Organic coffee farmers also risk losing their crop to coffee rust, a deadly fungus that has destroyed thousands of acres of coffee in Central America since 2012. It is difficult to combat without synthetic fungicides.
“There is enough of a premium to make organic coffee attractive, but it is fairly labor intensive,” Fischer said. “Coffee requires a lot of fungicides and herbicides. It requires a real regime of applying chemical fertilizers and pesticides, and so if you’re doing that organically, you have these risks.”
Coffee, regardless of its certification, remains a seasonal crop that requires all hands on deck to make the most of fall and spring harvests. Between October and December, Domingo Bizarro works the fields with his three brothers, and in the off-season, both he and Envy Domingo gather firewood on the mountainside before school and sell it to support their families.
“Kids start working in coffee as young as five years old,” Domingo said.
But the extra pennies per pound offered by each cooperative multiply with every bag sold, putting as much as 60 extra quetzales into the pocket of each worker at the end of the day.
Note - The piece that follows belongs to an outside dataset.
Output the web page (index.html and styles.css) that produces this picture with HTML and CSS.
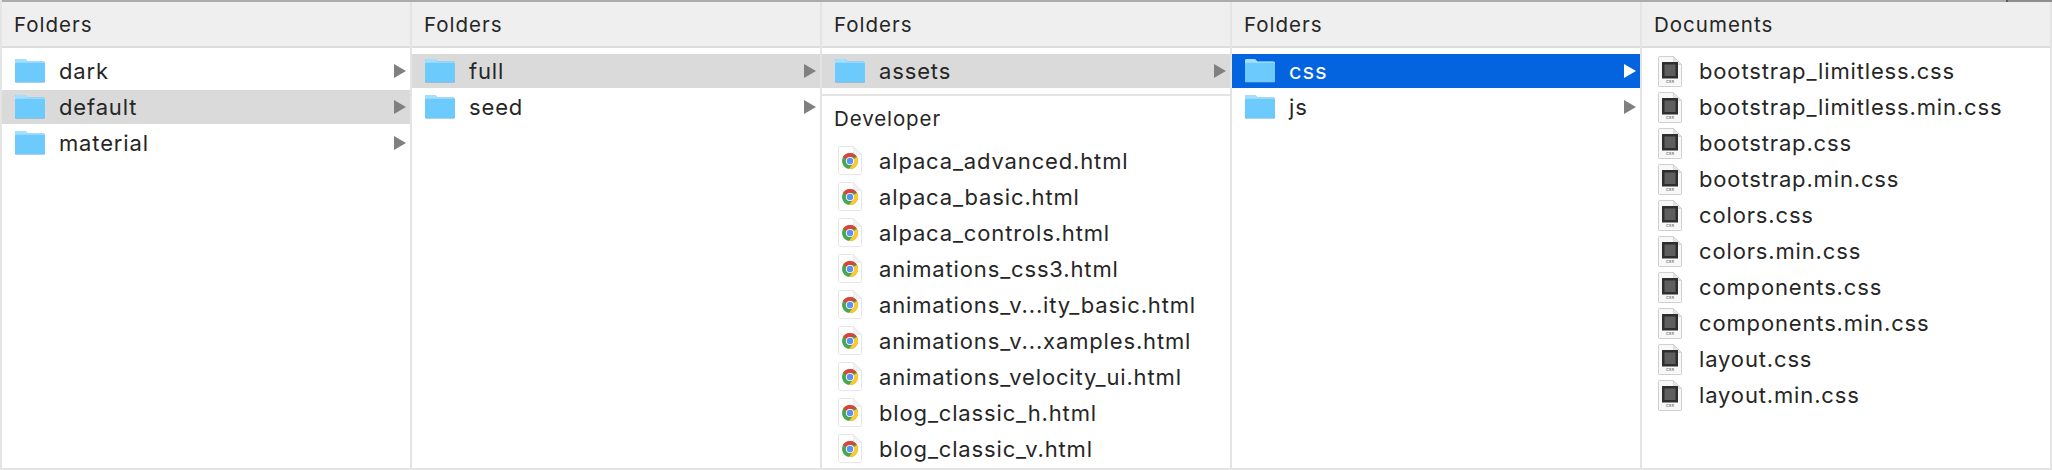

And when the price of coffee plummets, as it did when inexpensive coffee from Vietnam flooded the market in 2001, certified cooperatives might be better equipped to weather the storm.
“Organic certification helps a lot,” Lucas Bizarro said. “In bad years, you don’t drop like the rest of the industry.”
And the minimum price per pound fair trade cooperatives are required to charge could keep workers afloat when the market value of coffee, historically volatile, begins to sink, Fischer said.
“Certifications can do a lot,” Fischer said. “They’re not paying as much in super boom years, but they’re paying a lot more than the market rate in bust years and coffee is a boom-bust market. They are very important in those bust years.”
Even when the market goes south, Domingo Bizarro’s family continues to pick and sell cherries. The terraces he works on with his brothers during coffee season have been in his family for three generations. Their parents grew up picking cherries alongside their grandparents.
“When they were young, they were always in the mountains,” Domingo Bizarro said.